In 1978, Congress passed the Foreign
Intelligence Surveillance Act (FISA), which regulates intelligence
surveillance inside the United States. It required the government to
get a warrant from the FISA Court in order to monitor Americans'
communications with suspected terrorists living abroad. (In
practice, the FISA Court too often rubber stamped these government
requests.) Shortly after 9/11 President Bush began violating the act
by authorizing warrantless wiretaps of the telephone and email
conversations of American citizens. In 2008, Congress retroactively ratified Bush's illegal behavior by passing the FISA Amendments Act,
which expanded the Attorney General and the Director of National
Intelligence's ability to spy on international communications.
The 2008 amendment, specifically
§1881a, revised FISA in
two ways. The government is no longer required to demonstrate
probable cause that the target is an agent of a foreign power, and
the government is not required to specify in advance the
communications that will be spied upon. The Obama administration not
only continued the Bush policy of warrantless surveillance, but what indirect evidence we have suggests that it has been increased considerably.
As soon Bush signed the amendment, the ACLU challenged its constitutionality on behalf of a coalition of
lawyers, journalists, and human rights activists (Amnesty
International, et al v. Clapper).
The ACLU argued that it interfered with the First Amendment
guarantee of free speech and Fourth Amendment protection against
unreasonable searches and seizures. There is ample precedent to show
that the Fourth Amendment was specifically intended to prevent such
massive eavesdropping on persons not suspected of any crime.
In rebuttal to earlier charges of
illegal surveillance, the Bush Justice Department developed a
Catch-22 defense. In order to challenge a law, you must prove that
you have standing; that is, you must show that you have been harmed
by the law. This ordinarily good idea is intended to prevent
freelancers from contesting any law they happen to disagree with.
The Bush Administration argued that since the surveillance was
secret, no one could prove that they had been targeted. Therefore,
no one had standing to sue to overturn the law, and it could not be
challenged. This argument, now recycled by the Obama administration,
was unanimously rejected by the U. S. Court of Appeals, but the
Justice Department appealed their decision to the Supremes.

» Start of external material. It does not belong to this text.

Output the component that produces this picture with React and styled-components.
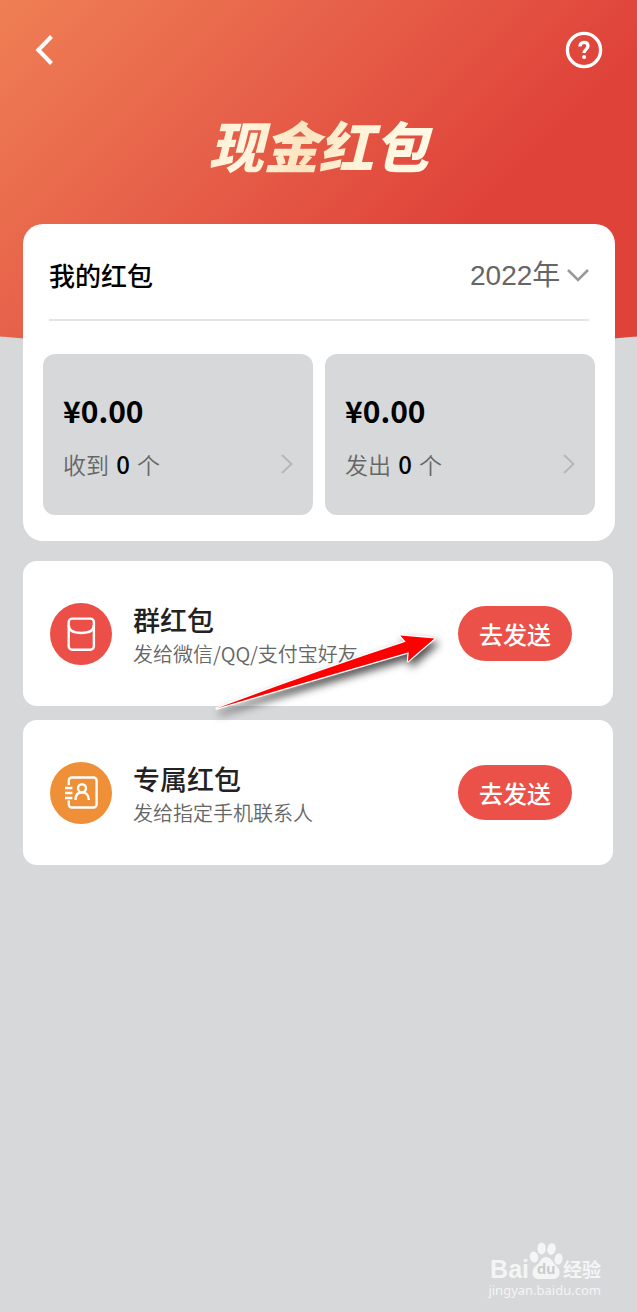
import React, { useState } from 'react'
import styled, { createGlobalStyle } from 'styled-components'

const rows = [
    { id: 'group', title: '群红包', desc: '发给微信/QQ/支付宝好友', color: '#eb4f48', icon: <EnvelopeIcon />, pointed: true },
    { id: 'exclusive', title: '专属红包', desc: '发给指定手机联系人', color: '#ef8f37', icon: <ContactIcon /> },
]

const stats = [
    { id: 'received', label: '收到', amount: '¥0.00', count: 0 },
    { id: 'sent', label: '发出', amount: '¥0.00', count: 0 },
]

function BackIcon() {
    return <svg width='22' height='32' viewBox='0 0 22 32' fill='none' stroke='#fff' strokeWidth='4' aria-hidden='true'>
        <path d='M18.5 2.5L5.3 16L18.5 29.5' />
    </svg>
}

function HelpIcon() {
    return <svg width='38' height='38' viewBox='0 0 38 38' fill='none' stroke='#fff' strokeWidth='3.3' aria-hidden='true'>
        <circle cx='19' cy='19' r='16.6' />
        <path d='M15 15.6c0-2.8 1.6-4.200 4-4.200s4 1.500 4 3.700c0 3-3.900 3.200-3.900 7' />
        <circle cx='19.1' cy='26' r='2' fill='#fff' stroke='none' />
    </svg>
}

function EnvelopeIcon() {
    return <svg width='62' height='62' viewBox='0 0 62 62' fill='none' stroke='#fff' strokeWidth='2.4' aria-hidden='true'>
        <rect x='18.7' y='15.6' width='25.2' height='31.2' rx='3.6' />
        <path d='M18.7 22c0 5.5 3.6 8 12.6 8s12.6-2.500 12.6-8' />
    </svg>
}

function ContactIcon() {
    return <svg width='62' height='62' viewBox='0 0 62 62' fill='none' stroke='#fff' strokeWidth='2.4' aria-hidden='true'>
        <path d='M18.8 23v-4.500a3 3 0 0 1 3-3h21.800a3 3 0 0 1 3 3v24a3 3 0 0 1-3 3h-21.800a3 3 0 0 1-3-3v-4' />
        <path d='M15 26h7.4M15 31h7.4M15 36h7.4' />
        <circle cx='32' cy='26.3' r='4' />
        <path d='M25.5 38c0-4.800 2.500-7.700 6.500-7.700s6.800 2.900 6.800 7.700' />
    </svg>
}

function Chevron() {
    return <svg width='12' height='22' viewBox='0 0 12 22' fill='none' stroke='#b4b5b7' strokeWidth='1.8' aria-hidden='true'>
        <path d='M1 2L10.5 11L1 20' />
    </svg>
}

function ArrowMark() {
    return <Arrow width='248' height='100' viewBox='210 628 248 100' aria-hidden='true'>
        <path d='M216.5 708.5Q305 675 405.7 641.7L400.3 635.5L434.5 638.5L408 661.3L408.7 652.3Q310 681 216.5 708.5Z'
            fill='#fe0000' stroke='#fff' strokeWidth='2.4' strokeLinejoin='round' paintOrder='stroke' />
    </Arrow>
}

function Watermark() {
    return <Mark>
        <MarkTop>
            <span>Bai</span>
            <Paw>
                <svg width='34' height='38' viewBox='0 0 34 38' fill='#f4f5f5' aria-hidden='true'>
                    <ellipse cx='5' cy='15' rx='4.2' ry='5.6' transform='rotate(-12 5 15)' />
                    <ellipse cx='12.5' cy='6.5' rx='4.2' ry='6' />
                    <ellipse cx='22.5' cy='7' rx='4.2' ry='6' transform='rotate(12 22.5 7)' />
                    <ellipse cx='29.5' cy='17' rx='4' ry='5.6' transform='rotate(10 29.5 17)' />
                    <path d='M17 15c5 0 6 4 9 7.5 3 3 5 5 4.5 9-.5 4-3.5 5.5-7 5.500H11c-4 0-7.500-1.500-7.500-6 0-4 2-6 5-8.500S12 15 17 15z' />
                </svg>
                <b>du</b>
            </Paw>
            <MarkCn>经验</MarkCn>
        </MarkTop>
        <MarkUrl>jingyan.baidu.com</MarkUrl>
    </Mark>
}

function App() {
    const [year, setYear] = useState('2022')

    return (<>
        <GlobalStyle />
        <Page>
            <Hero>
                <NavBar>
                    <IconButton type='button' aria-label='返回'><BackIcon /></IconButton>
                    <IconButton type='button' aria-label='帮助'><HelpIcon /></IconButton>
                </NavBar>
                <HeroTitle>现金红包</HeroTitle>
            </Hero>
            <Content>
                <Summary>
                    <SummaryHead>
                        <h2>我的红包</h2>
                        <YearPicker>
                            <select aria-label='年份' value={year} onChange={(e) => setYear(e.target.value)}>
                                <option value='2022'>2022年</option>
                                <option value='2021'>2021年</option>
                            </select>
                            <svg width='22' height='14' viewBox='0 0 22 14' fill='none' stroke='#999' strokeWidth='2.6' aria-hidden='true'>
                                <path d='M1 2L11 12L21 2' />
                            </svg>
                        </YearPicker>
                    </SummaryHead>
                    <Stats>
                        {stats.map((s) => <Stat key={s.id} href={`#${s.id}`}>
                            <Amount>{s.amount}</Amount>
                            <StatLine>
                                <span>{s.label} <b>{s.count}</b> 个</span>
                                <Chevron />
                            </StatLine>
                        </Stat>)}
                    </Stats>
                </Summary>
                <Rows>
                    {rows.map((r) => <Row key={r.id}>
                        <Badge $color={r.color}>{r.icon}</Badge>
                        <RowText>
                            <h3>{r.title}</h3>
                            <p>{r.desc}</p>
                        </RowText>
                        <SendButton type='button'>去发送</SendButton>
                        {r.pointed && <ArrowMark />}
                    </Row>)}
                </Rows>
            </Content>
            <Watermark />
        </Page>
    </>)
}

export default App

const GlobalStyle = createGlobalStyle`
    *{
        box-sizing: border-box;
    }
    body{
        margin: 0;
        background-color: #d7d8da;
        font-family: "Noto Sans CJK SC", sans-serif;
    }
    h1, h2, h3, p{
        margin: 0;
    }
    button, select{
        font-family: inherit;
        border: none;
        cursor: pointer;
    }
`
const Page = styled.main`
    min-height: 100vh;
    display: flex;
    flex-direction: column;
`
const Hero = styled.header`
    height: 352px;
    display: flex;
    flex-direction: column;
    background: linear-gradient(135deg, #ef7f54 0%, #e7624a 34%, #df4239 70%, #df4239 100%);
    clip-path: ellipse(170% 100% at 50% 0);
`
const NavBar = styled.nav`
    display: flex;
    justify-content: space-between;
    align-items: center;
    height: 100px;
    padding: 0 34px 0 33px;
`
const IconButton = styled.button`
    display: flex;
    padding: 0;
    background: transparent;
`
const HeroTitle = styled.h1`
    align-self: center;
    padding: 0 12px;
    font-size: 55px;
    line-height: 88px;
    font-weight: 900;
    font-style: italic;
    color: transparent;
    background: linear-gradient(100deg, #fbe6c4 0%, #fff6e0 20%, #fbe4bf 45%, #fff3d8 65%, #fffbea 100%);
    background-clip: text;
`
const Content = styled.div`
    display: flex;
    flex-direction: column;
    gap: 20px;
    margin-top: -128px;
    padding: 0 22px 0 23px;
    position: relative;
`
const Summary = styled.section`
    padding: 0 20px 26px;
    border-radius: 20px;
    background-color: #fff;
`
const SummaryHead = styled.div`
    display: flex;
    justify-content: space-between;
    align-items: center;
    height: 97px;
    margin: 0 6px 33px;
    padding-top: 6px;
    border-bottom: 2px solid #e4e4e5;

    h2{
        font-size: 26px;
        line-height: 40px;
        font-weight: 500;
        color: #000;
    }
`
const YearPicker = styled.div`
    display: flex;
    align-items: center;
    gap: 6px;

    select{
        appearance: none;
        padding: 2px 0 0;
        background: transparent;
        color: #666;
        font-family: "Liberation Sans", "Noto Sans CJK SC", sans-serif;
        font-size: 28px;
        line-height: 40px;
    }
`
const Stats = styled.div`
    display: grid;
    grid-template-columns: 1fr 1fr;
    gap: 12px;
`
const Stat = styled.a`
    display: flex;
    flex-direction: column;
    gap: 17px;
    height: 161px;
    padding: 36px 20px 0;
    border-radius: 12px;
    background-color: #d7d8da;
    text-decoration: none;
`
const Amount = styled.strong`
    font-size: 30px;
    line-height: 40px;
    font-weight: 700;
    color: #000;
`
const StatLine = styled.div`
    display: flex;
    justify-content: space-between;
    align-items: center;
    font-size: 23px;
    line-height: 34px;
    font-weight: 350;
    color: #666;

    b{
        margin: 0 2px;
        font-size: 24px;
        font-weight: 500;
        color: #000;
    }
`
const Rows = styled.div`
    display: flex;
    flex-direction: column;
    gap: 14px;
    margin-right: 2px;
`
const Row = styled.section`
    position: relative;
    display: flex;
    align-items: center;
    height: 145px;
    padding: 0 41px 0 27px;
    border-radius: 14px;
    background-color: #fff;
`
const Badge = styled.div`
    display: flex;
    flex: none;
    width: 62px;
    height: 62px;
    border-radius: 50%;
    background-color: ${({ $color }) => $color};
`
const RowText = styled.div`
    flex: 1;
    padding: 3px 0 0 21px;

    h3{
        font-size: 27px;
        line-height: 38px;
        font-weight: 500;
        color: #222;
    }
    p{
        font-size: 20px;
        line-height: 30px;
        font-weight: 350;
        color: #666;
    }
`
const SendButton = styled.button`
    flex: none;
    width: 114px;
    height: 55px;
    padding: 0;
    border-radius: 28px;
    background-color: #ec5149;
    color: #fff;
    font-size: 24px;
    line-height: 36px;
    font-weight: 500;
`
const Arrow = styled.svg`
    position: absolute;
    top: 67px;
    right: 155px;
    z-index: 2;
    overflow: visible;
    filter: drop-shadow(3px 5px 4px rgba(0, 0, 0, 0.7));
    pointer-events: none;
`
const Mark = styled.footer`
    display: flex;
    flex-direction: column;
    align-items: flex-end;
    margin-top: auto;
    padding: 0 36px 12px 0;
    color: #f4f5f5;
`
const MarkTop = styled.div`
    display: flex;
    align-items: flex-end;
    font-family: "Liberation Sans", sans-serif;
    font-size: 25px;
    line-height: 22px;
    font-weight: 700;
`
const Paw = styled.span`
    position: relative;
    display: flex;

    b{
        position: absolute;
        left: 8px;
        bottom: 1px;
        color: #c9cacc;
        font-size: 15px;
        line-height: 20px;
    }
`
const MarkCn = styled.span`
    font-family: "Noto Sans CJK SC", sans-serif;
    font-size: 19px;
    line-height: 22px;
`
const MarkUrl = styled.span`
    font-family: "Noto Sans", sans-serif;
    font-size: 13px;
    line-height: 20px;
`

If the wiretaps are secret, how do you
know whether you have been victimized? There are some common sense
answers to this question. For example, if you are a lawyer who has
clients living abroad that are accused of terrorism, you can safely
assume your international calls are recorded. In fact, some of the
plaintiffs argued that they suffered the additional harm of having to
go to considerable expense and inconvenience in order to interview
their clients in person.
Yesterday, in a 5-4 decision, the five
more conservative Supremes dismissed the suit, ruling that the
plaintiffs had no standing to contest the law, and effectively
insulating it against any future challenge (unless the Obama
administration is foolish enough to try to use information gathered
under §1881a in court).
Justice Samuel Alito, writing for the majority, said the plaintiffs
had failed to show that the threatened harm was “certainly
impending.”
[Plaintiffs]
have no actual knowledge of the Government's §1881a
targeting practices. Instead, [plaintiffs] merely speculate and make
assumptions about whether their communications with their foreign
contacts will be acquired under §1881a
. . .
The
four less conservative Supremes dissented. Justice Stephen Breyer said:
In my view, this
harm is not “speculative.” Indeed it is as likely to take place
as are most future events that commonsense inference and ordinary
knowledge of human nature tell us will happen . . .

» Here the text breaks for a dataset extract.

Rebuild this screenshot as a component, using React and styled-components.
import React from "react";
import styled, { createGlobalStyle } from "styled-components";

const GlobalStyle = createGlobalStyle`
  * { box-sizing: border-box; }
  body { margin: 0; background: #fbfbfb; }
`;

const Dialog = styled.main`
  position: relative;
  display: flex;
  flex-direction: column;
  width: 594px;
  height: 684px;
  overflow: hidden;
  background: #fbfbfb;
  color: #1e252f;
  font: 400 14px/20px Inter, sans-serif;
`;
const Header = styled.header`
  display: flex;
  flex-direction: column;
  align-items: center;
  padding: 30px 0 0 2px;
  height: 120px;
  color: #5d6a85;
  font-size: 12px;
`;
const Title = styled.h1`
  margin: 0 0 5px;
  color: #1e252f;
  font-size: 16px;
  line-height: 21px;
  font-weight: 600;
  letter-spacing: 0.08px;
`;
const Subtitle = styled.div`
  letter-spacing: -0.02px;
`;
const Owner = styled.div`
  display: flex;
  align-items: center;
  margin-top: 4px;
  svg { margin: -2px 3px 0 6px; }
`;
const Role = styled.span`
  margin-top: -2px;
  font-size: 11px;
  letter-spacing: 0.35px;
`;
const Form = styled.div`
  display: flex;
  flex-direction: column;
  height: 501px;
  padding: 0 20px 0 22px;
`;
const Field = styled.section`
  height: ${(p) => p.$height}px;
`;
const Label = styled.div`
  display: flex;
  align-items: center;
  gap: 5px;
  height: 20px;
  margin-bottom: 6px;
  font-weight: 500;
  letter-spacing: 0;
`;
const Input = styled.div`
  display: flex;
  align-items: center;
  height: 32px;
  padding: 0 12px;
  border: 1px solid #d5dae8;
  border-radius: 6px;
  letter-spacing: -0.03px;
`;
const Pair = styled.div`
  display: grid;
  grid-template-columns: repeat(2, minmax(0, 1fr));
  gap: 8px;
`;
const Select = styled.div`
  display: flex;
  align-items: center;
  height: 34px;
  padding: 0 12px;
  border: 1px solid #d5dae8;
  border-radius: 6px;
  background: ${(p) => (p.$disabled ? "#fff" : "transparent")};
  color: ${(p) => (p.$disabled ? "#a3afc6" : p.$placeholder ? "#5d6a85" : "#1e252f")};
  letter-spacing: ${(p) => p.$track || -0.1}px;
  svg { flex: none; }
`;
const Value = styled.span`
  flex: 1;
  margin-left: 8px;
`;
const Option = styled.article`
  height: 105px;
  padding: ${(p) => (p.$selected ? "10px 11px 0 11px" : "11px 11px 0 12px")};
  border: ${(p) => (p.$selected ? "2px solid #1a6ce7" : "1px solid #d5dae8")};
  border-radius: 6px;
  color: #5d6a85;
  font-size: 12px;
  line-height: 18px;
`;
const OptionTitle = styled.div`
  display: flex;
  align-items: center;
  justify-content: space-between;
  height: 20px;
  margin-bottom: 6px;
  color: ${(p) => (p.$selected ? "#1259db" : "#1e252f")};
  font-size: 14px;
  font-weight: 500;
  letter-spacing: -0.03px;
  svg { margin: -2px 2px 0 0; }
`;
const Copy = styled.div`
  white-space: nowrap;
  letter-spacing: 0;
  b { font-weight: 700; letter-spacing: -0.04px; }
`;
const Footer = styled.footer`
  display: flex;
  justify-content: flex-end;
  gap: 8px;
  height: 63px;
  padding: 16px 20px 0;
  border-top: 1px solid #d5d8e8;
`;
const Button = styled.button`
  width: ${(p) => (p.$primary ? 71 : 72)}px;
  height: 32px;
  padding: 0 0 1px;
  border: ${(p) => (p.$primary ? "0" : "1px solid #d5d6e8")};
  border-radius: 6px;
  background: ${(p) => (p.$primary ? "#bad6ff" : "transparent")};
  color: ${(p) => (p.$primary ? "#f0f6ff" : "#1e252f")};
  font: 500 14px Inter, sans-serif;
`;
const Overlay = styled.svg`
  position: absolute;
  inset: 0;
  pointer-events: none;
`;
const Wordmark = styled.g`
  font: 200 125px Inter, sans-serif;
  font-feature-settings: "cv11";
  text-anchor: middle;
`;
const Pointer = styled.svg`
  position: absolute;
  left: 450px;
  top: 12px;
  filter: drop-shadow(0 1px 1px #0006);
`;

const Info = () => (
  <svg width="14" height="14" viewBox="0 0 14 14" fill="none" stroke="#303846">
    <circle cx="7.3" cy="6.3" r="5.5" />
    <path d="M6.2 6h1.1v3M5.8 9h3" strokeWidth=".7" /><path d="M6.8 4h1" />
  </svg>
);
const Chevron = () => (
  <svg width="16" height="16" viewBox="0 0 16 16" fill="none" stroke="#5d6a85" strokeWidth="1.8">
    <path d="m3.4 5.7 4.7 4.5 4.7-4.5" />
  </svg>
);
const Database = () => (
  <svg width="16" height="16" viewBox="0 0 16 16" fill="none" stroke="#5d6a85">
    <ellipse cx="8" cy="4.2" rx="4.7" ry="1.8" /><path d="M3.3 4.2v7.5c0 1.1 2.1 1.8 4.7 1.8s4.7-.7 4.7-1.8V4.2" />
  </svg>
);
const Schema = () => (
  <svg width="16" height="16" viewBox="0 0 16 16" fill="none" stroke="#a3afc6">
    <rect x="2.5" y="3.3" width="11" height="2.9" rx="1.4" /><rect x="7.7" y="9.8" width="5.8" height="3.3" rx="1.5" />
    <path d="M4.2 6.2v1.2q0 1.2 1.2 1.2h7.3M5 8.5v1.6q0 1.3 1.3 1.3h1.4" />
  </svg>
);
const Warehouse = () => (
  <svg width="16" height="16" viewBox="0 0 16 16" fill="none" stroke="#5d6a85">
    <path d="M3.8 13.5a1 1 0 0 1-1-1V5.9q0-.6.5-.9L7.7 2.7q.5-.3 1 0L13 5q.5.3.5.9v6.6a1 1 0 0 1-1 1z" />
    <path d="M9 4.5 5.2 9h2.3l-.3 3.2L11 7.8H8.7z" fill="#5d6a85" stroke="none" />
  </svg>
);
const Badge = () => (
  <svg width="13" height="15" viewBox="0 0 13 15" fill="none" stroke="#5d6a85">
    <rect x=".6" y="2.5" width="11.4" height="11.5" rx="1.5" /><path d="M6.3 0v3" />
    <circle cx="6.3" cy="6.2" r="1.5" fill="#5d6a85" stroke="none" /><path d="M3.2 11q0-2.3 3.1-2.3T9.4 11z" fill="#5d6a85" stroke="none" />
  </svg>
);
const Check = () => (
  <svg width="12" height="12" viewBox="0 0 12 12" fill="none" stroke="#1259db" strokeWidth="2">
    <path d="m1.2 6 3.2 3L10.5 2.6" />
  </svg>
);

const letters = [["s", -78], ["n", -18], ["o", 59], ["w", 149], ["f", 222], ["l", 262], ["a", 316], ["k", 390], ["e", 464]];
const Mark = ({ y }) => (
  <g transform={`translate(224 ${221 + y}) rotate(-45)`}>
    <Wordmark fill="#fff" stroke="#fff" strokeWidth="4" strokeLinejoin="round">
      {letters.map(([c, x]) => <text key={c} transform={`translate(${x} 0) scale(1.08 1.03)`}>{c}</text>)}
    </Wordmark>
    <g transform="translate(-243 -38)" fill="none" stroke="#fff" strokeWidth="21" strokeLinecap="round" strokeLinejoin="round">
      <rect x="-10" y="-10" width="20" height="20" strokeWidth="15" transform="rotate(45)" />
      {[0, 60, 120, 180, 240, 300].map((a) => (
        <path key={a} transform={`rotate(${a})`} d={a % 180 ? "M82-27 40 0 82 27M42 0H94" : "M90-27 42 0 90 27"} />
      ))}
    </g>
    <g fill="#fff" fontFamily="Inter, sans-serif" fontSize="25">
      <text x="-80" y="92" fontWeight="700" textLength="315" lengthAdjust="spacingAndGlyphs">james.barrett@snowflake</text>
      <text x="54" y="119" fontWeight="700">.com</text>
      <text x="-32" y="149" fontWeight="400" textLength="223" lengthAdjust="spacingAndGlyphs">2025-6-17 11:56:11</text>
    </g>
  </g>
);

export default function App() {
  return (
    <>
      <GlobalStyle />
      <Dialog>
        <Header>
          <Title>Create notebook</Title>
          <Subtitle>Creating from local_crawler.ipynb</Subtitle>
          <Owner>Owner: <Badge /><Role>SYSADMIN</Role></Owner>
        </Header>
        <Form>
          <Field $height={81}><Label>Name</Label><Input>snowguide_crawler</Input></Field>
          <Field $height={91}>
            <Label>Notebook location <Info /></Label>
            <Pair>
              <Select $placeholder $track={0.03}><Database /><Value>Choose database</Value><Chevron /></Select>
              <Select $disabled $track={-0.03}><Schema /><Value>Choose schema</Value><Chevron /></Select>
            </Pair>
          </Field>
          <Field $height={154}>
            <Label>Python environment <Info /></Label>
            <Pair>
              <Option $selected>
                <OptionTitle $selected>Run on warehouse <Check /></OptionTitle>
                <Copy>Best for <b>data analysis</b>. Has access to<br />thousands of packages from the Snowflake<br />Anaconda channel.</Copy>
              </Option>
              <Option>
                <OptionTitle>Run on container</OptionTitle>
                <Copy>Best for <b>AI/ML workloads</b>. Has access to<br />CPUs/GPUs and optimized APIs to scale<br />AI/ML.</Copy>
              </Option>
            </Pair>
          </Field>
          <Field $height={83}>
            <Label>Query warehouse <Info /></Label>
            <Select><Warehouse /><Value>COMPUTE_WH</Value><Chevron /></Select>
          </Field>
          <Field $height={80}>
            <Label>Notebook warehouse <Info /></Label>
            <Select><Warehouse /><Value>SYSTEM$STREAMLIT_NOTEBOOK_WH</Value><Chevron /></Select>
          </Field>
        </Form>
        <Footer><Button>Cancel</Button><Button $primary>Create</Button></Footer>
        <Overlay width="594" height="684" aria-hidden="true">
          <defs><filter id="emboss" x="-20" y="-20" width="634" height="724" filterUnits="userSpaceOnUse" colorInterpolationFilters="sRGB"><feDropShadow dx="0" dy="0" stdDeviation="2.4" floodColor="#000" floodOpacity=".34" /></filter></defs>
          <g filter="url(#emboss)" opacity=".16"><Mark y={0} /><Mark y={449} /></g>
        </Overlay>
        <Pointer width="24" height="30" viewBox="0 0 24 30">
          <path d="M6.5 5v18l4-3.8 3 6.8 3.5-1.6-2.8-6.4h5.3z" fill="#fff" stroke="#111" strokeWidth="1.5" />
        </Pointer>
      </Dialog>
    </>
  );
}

Breyer objected to Alito's “certainly
impending” standard. He pointed out that the court has often
granted standing to plaintiffs who predicted but could not prove that
they would be harmed by future events, as when homeowners are allowed
to sue to prevent future environmental damage to their property.
Glenn Greenwald summarized the decision
as follows:
When the new
2008 FISA eavesdropping law was passed, all sorts of legal scholars
debated its constitutionality, but it turns out that debate was—like
the Constitution itself—completely academic. As both the Bush and
Obama administrations have repeatedly proven, they are free to
violate the Constitution at will just so long as they do so with
enough secrecy to convince subservient federal courts to bar everyone
from challenging their conduct.
I've recently been reading Seth
Rosenfeld's Subversives: The FBI's War on Student Radicals and
Reagan's Rise to Power, which is
about extensive surveillance of Americans engaged in peaceful
constutionally-protected protest, primarily against instutional
racism and our illegal invasion of Vietnam. It seems that we have
entered a new era of routine violations of constitutional rights.